— start of AVAILABLE DATA —

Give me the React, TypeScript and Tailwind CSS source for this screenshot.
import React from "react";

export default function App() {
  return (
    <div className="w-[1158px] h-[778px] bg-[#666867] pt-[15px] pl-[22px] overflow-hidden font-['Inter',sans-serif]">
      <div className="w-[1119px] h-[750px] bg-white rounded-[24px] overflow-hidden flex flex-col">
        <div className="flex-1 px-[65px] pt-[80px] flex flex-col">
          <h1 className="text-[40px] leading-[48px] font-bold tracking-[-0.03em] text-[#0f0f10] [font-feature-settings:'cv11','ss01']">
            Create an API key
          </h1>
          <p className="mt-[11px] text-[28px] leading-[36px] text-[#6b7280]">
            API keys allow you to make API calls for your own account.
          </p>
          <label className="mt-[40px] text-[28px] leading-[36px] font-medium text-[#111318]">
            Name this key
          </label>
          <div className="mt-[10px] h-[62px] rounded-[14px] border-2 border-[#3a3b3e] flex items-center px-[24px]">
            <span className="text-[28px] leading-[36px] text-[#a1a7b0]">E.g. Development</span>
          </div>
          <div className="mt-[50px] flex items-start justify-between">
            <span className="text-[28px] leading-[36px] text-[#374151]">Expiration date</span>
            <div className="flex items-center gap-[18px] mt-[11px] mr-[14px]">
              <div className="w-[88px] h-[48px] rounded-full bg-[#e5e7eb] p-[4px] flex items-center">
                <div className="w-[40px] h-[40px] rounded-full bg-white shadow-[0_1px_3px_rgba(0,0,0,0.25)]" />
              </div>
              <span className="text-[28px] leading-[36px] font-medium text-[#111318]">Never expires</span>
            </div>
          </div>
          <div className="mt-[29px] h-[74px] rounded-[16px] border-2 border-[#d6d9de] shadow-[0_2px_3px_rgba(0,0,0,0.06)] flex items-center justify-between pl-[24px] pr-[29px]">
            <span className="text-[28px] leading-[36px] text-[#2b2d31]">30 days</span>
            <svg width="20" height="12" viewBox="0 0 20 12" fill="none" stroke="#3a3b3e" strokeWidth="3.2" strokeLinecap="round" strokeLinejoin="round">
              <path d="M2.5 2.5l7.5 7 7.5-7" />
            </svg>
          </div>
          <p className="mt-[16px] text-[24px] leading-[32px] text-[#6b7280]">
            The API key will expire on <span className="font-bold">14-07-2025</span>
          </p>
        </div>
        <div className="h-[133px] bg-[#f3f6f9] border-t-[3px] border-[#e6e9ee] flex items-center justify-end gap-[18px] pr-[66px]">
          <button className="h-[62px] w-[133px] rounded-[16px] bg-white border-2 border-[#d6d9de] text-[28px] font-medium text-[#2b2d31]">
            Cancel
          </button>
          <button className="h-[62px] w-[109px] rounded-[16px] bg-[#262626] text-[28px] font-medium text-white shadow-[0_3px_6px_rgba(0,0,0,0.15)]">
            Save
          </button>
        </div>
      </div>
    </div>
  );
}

— end of AVAILABLE DATA —

▶ _WHAT THE TASK REQUIRES_
Type the material above out again, exactly.

▶ _SOLUTION TO THIS EXERCISE_
Give me the React, TypeScript and Tailwind CSS source for this screenshot.
import React from "react";

export default function App() {
  return (
    <div className="w-[1158px] h-[778px] bg-[#666867] pt-[15px] pl-[22px] overflow-hidden font-['Inter',sans-serif]">
      <div className="w-[1119px] h-[750px] bg-white rounded-[24px] overflow-hidden flex flex-col">
        <div className="flex-1 px-[65px] pt-[80px] flex flex-col">
          <h1 className="text-[40px] leading-[48px] font-bold tracking-[-0.03em] text-[#0f0f10] [font-feature-settings:'cv11','ss01']">
            Create an API key
          </h1>
          <p className="mt-[11px] text-[28px] leading-[36px] text-[#6b7280]">
            API keys allow you to make API calls for your own account.
          </p>
          <label className="mt-[40px] text-[28px] leading-[36px] font-medium text-[#111318]">
            Name this key
          </label>
          <div className="mt-[10px] h-[62px] rounded-[14px] border-2 border-[#3a3b3e] flex items-center px-[24px]">
            <span className="text-[28px] leading-[36px] text-[#a1a7b0]">E.g. Development</span>
          </div>
          <div className="mt-[50px] flex items-start justify-between">
            <span className="text-[28px] leading-[36px] text-[#374151]">Expiration date</span>
            <div className="flex items-center gap-[18px] mt-[11px] mr-[14px]">
              <div className="w-[88px] h-[48px] rounded-full bg-[#e5e7eb] p-[4px] flex items-center">
                <div className="w-[40px] h-[40px] rounded-full bg-white shadow-[0_1px_3px_rgba(0,0,0,0.25)]" />
              </div>
              <span className="text-[28px] leading-[36px] font-medium text-[#111318]">Never expires</span>
            </div>
          </div>
          <div className="mt-[29px] h-[74px] rounded-[16px] border-2 border-[#d6d9de] shadow-[0_2px_3px_rgba(0,0,0,0.06)] flex items-center justify-between pl-[24px] pr-[29px]">
            <span className="text-[28px] leading-[36px] text-[#2b2d31]">30 days</span>
            <svg width="20" height="12" viewBox="0 0 20 12" fill="none" stroke="#3a3b3e" strokeWidth="3.2" strokeLinecap="round" strokeLinejoin="round">
              <path d="M2.5 2.5l7.5 7 7.5-7" />
            </svg>
          </div>
          <p className="mt-[16px] text-[24px] leading-[32px] text-[#6b7280]">
            The API key will expire on <span className="font-bold">14-07-2025</span>
          </p>
        </div>
        <div className="h-[133px] bg-[#f3f6f9] border-t-[3px] border-[#e6e9ee] flex items-center justify-end gap-[18px] pr-[66px]">
          <button className="h-[62px] w-[133px] rounded-[16px] bg-white border-2 border-[#d6d9de] text-[28px] font-medium text-[#2b2d31]">
            Cancel
          </button>
          <button className="h-[62px] w-[109px] rounded-[16px] bg-[#262626] text-[28px] font-medium text-white shadow-[0_3px_6px_rgba(0,0,0,0.15)]">
            Save
          </button>
        </div>
      </div>
    </div>
  );
}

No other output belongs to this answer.